Wednesday, March 18, 2009

Love With No Small Print

"The most beautiful words I have heard in my 36 years are... I love you just as you are."~ DD Jewell

The mere words "I love you" have lost their potency because of the unspoken conditions attached to them. Within these conditions lie a large gray area of discrepancies between which intentions and/or actions personify love. People are quick to profess their love but slow to demonstrate it. For those who may demonstrate it, they may have "expiration" dates to their "love". These expiration dates are in the "small print", the conditions. Those conditions are connected to their pleasures, displeasures, acceptance, rejection, approval and disapproval.

-I love you if you do or be who I need you to be.
-I love you as long as you are a source of happiness for me.
-I love you as long as things go my way and you accept my terms, demands, likes and dislikes.
-I love you as long as you look a certain way.
-I love you as long as that love doesn't cost me anything or doesn't inconvenience me.
-I love you as long as I don't have to be accountable or responsible to you for my actions, words and deeds.

Most people's love towards others is indeed self-serving versus self-sacrificing. The bottom line is what can they get out of you versus what can they do for you. When I look at a person from the budding of a potential relationship, I ask myself, "how can I be a blessing or of benefit to this person's life?"

What a beautiful feeling to know the expressed and demonstrated certainty of someone's love. We see this expressed from God towards us and most parents towards their children. How wonderfully reassuring it is for someone to see you, in your entirety-the good, bad and ugly- and say "I love you as you are". This translates to acceptance and freedom.

When you accept someone you allow them to be free to be themselves. Of course, this doesn't mean tolerating junk, garbage and foolishness. We must have standards and live principle-centered lives. Yet, in doing so, we must give "grace and mercy" to others because that they are like us, imperfect.

We all have some more growing and maturing to do. Nevertheless, isn't it comforting to know that if we never reach the actualization of all our ambitions, dreams and prayers, we have people whose love for us is constant and unwavering. That's the kind of love we need and the kind we should seed. For the people I have chosen to love (yes, love is a choice), I've looked beyond their exteriors and saw their interiors. I saw souls that I could love with no conditions and/or expiration dates.

What corrupts the unconditional love covenant is disclosure and transparency. Sometimes opportunists mask who they really are and manipulate you into believing a farce. Love is a choice and we have to KNOW who it is we are choosing to love. Sometimes our intuition or discernment discloses the truth but we ignore the signs. Sometimes we choose to have faith in what is presented before us or innately adopt the theory that we can change people.

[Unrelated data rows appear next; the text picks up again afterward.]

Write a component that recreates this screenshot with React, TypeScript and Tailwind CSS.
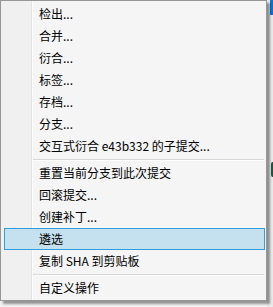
import React from 'react';

type Entry = { label: string; active?: boolean } | 'sep';

const items: Entry[] = [
  { label: '检出...' },
  { label: '合并...' },
  { label: '衍合...' },
  { label: '标签...' },
  { label: '存档...' },
  { label: '分支...' },
  { label: '交互式衍合 e43b332 的子提交...' },
  'sep',
  { label: '重置当前分支到此次提交' },
  { label: '回滚提交...' },
  { label: '创建补丁...' },
  { label: '遴选', active: true },
  { label: '复制 SHA 到剪贴板' },
  'sep',
  { label: '自定义操作' },
];

export default function App() {
  return (
    <div className="w-[273px] h-[307px] overflow-hidden flex items-start bg-[#f0f0f0]">
      {/* Context menu */}
      <div
        className="relative z-10 w-[267px] h-[301px] flex-shrink-0 border border-[#979797] pt-[2px] shadow-[3px_3px_2px_rgba(0,0,0,0.38)] bg-[linear-gradient(to_right,#f0f0f0_0,#f0f0f0_30px,#e2e3e3_30px,#e2e3e3_31px,#ffffff_31px,#ffffff_32px,#f5f5f5_32px)] text-[12px] text-black"
        style={{ fontFamily: '"Noto Sans CJK SC", "Noto Sans", sans-serif' }}
      >
        {items.map((it, i) =>
          it === 'sep' ? (
            <div key={i} className="h-[5px] pt-[2px] pl-[32px] pr-[2px]">
              <div className="h-px bg-[#d7d7d7]" />
              <div className="h-px bg-white" />
            </div>
          ) : (
            <div
              key={i}
              className={`ml-[3px] mr-[1px] h-[22px] flex items-center pl-[34px] border whitespace-nowrap leading-none ${
                it.active ? 'bg-[#c5e1ef] border-[#2f9ed9]' : 'border-transparent'
              }`}
            >
              {it.label}
            </div>
          )
        )}
      </div>

      {/* Window behind the menu */}
      <div className="flex-1 h-full flex flex-col bg-[#e9e9e9]">
        <div className="h-[15px] ml-[3px] bg-[#0b72cf]" />
        <div className="h-[147px]" />
        <div className="h-[15px] ml-[4px] rounded-l-[4px] bg-[#2f9e72] border border-[#22553f]" />
      </div>
    </div>
  );
}
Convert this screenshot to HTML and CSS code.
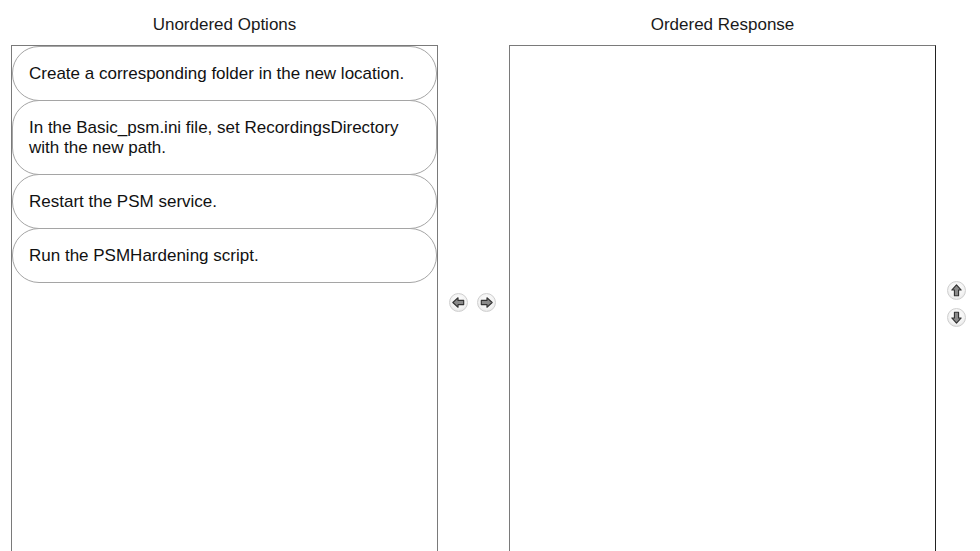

Not everyone who comes across our paths is a qualified or equally yoked candidate for "unconditional love." God bestows that kind of love to all of us because we belong to him. Nonetheless, we have to choose Him to be full recipients of that love. Just like we have to choose to love, embrace and accept God, we have to do likewise with others. We have to watch as well as pray for those who are in our lives, both entering and exiting.